Mrs. McDill had to plan against hunger and she always made her food stretch.

I always felt proud that Daddy and Mama would share a sack of cornmeal and some course ground grits with the McDills. We shelled our own corn to take to Charlie Sowell's gristmill in Wallace for grinding into cornmeal for bread and grits for our family to eat.

Hog killing time was when we saw how not to waste trimmings. Mrs. McDill took everything but the bristle.

"Boil it down and make a meal".

She laughed to say the squeal would be served to the Preacher if he had the nerve to darken her door.

Mrs. McDill was one of the happiest persons I ever knew. She smiled through the worst of times that would have buckeled the knees of lesser folk. She kept the kids together and working. They all seemed happy.

One time she decided to insulate the house as the cracks in the walls of their old shack allowed the heat from the fireplace to seep through to the outside. She campaigned to collect all newspapers, grocery bags and multiwalled fertlizer bags from everyone in the community. She and those kids worked every evening and Sunday's to nail up the paper insulation. The girls got creative and kept pictures of flowers or things like Breck Girl shampoo to make the walls seem brighter. It was a bright spot in the lives of that family. They were warmer and they had something to look at and read while inside.

The oldest boy was a master at making things to play with. Junk from old farm impliments, old cars and trucks, some baling wire was made into a pull toy. He could whittle a toy log truck from tree limbs. He built the biggest straw houses in the neighborhood. One took all fall and winter to collect enough pine straw to build a house with rooms for all of us to claim. When a big old rattlesnake took posession we had a bonfire of biblical proporations. Daddy supervised the nighttime burn...................night fires were always enjoyed.

Time passed, Mr. McDill came home and the family drifted away.

I truly missed Mrs. McDill. She had nicknamed me "Puddle" because of a mishap on splattering my feet during a private moment of relieving myself in the cotton patch.

She always helped to encourage me to keep pace in the picking by hollering back to tell me to come on and catch up as she had something funny to tell me.

She knew how to get us all to be productive because Daddy had hired her to get the cotton picked.

Mrs. McDill didn't clip the clock on Daddy.

A finer lady I never knew. Being poor had no bareing on her character.

TIMEHOP

In the late 1980's I worked in Crestview at a florist. We had a delivery order for a funeral wreath for a McDill to be delivered to a home in Milligan. I read the name of the home owner, put two and two together and decided I needed to take that order out. I drove up to a small, neat brick house with several cars parked outside. I ask for the person whose name was listed as the home owner. A lady came to the door and with a look of suprised recognation on her face wrapped her arms around me as we both shed tears.

She told me that both her parents had passed years before and most of her siblings were also gone.

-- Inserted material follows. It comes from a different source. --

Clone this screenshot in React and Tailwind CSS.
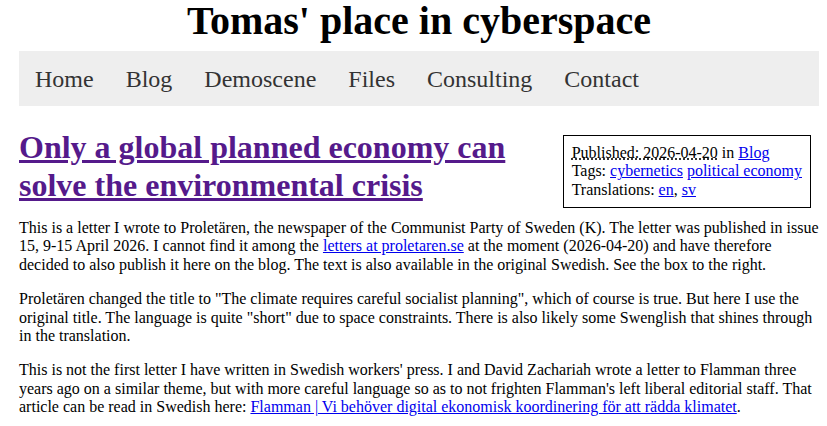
import React from 'react';

const navItems = ['Home', 'Blog', 'Demoscene', 'Files', 'Consulting', 'Contact'];

const App = () => {
  return (
    <div className="font-['Liberation_Serif','Times_New_Roman',serif] text-black bg-white min-h-[426px] text-[16px] leading-[1.15]">
      <div className="w-[800px] ml-[19px]">
        {/* header */}
        <h1 className="text-[40px] leading-[42px] font-bold text-center">Tomas' place in cyberspace</h1>

        {/* nav */}
        <nav className="mt-[9px] h-[55px] bg-[#eeeeee] flex items-center">
          {navItems.map((item) => (
            <a key={item} href="#" className="px-4 text-[24px] leading-[28px] text-[#333333]">
              {item}
            </a>
          ))}
        </nav>

        {/* article */}
        <article className="pt-[22px]">
          <aside className="float-right mt-[7px] ml-2 mr-2 border border-black p-2">
            <div>
              <span className="underline decoration-dotted">Published: 2026-04-20</span> in{' '}
              <a href="#" className="text-[#0000ee] underline">Blog</a>
            </div>
            <div>
              Tags: <a href="#" className="text-[#0000ee] underline">cybernetics</a>{' '}
              <a href="#" className="text-[#0000ee] underline">political economy</a>
            </div>
            <div>
              Translations: <a href="#" className="text-[#0000ee] underline">en</a>,{' '}
              <a href="#" className="text-[#0000ee] underline">sv</a>
            </div>
          </aside>

          <h2 className="mb-[15px] text-[32px] leading-[38px] font-bold">
            <a href="#" className="text-[#551a8b] underline">Only a global planned economy can solve the environmental crisis</a>
          </h2>

          <p className="mb-4">
            This is a letter I wrote to Proletären, the newspaper of the Communist Party of Sweden (K). The letter was
            published in issue 15, 9-15 April 2026. I cannot find it among the{' '}
            <a href="#" className="text-[#0000ee] underline">letters at proletaren.se</a> at the moment (2026-04-20) and
            have therefore decided to also publish it here on the blog. The text is also available in the original
            Swedish. See the box to the right.
          </p>

          <p className="mb-4">
            Proletären changed the title to "The climate requires careful socialist planning", which of course is true.
            But here I use the original title. The language is quite "short" due to space constraints. There is also
            likely some Swenglish that shines through in the translation.
          </p>

          <p className="mb-4">
            This is not the first letter I have written in Swedish workers' press. I and David Zachariah wrote a letter
            to Flamman three years ago on a similar theme, but with more careful language so as to not frighten
            Flamman's left liberal editorial staff. That article can be read in Swedish here:{' '}
            <a href="#" className="text-[#0000ee] underline">
              Flamman | Vi behöver digital ekonomisk koordinering för att rädda klimatet
            </a>
            .
          </p>
        </article>
      </div>
    </div>
  );
};

export default App;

She asked about my parents and told me how much her Mama admired my folks for helping her during some really dark days of hunger and uncertainity.

We stood and had a moment of discomfort in not knowing what else to say.

Inside the living room sat a coffin draped in an American flag with her brother's remains dressed in a navy blue suit that had a pin of the American flag attached to the lapel.

***Thank you Johnnie McDill, U. S Army retired, for your service to our country and for the fond memories of straw houses, bonfires and pull toys made from scrap and your natural talents.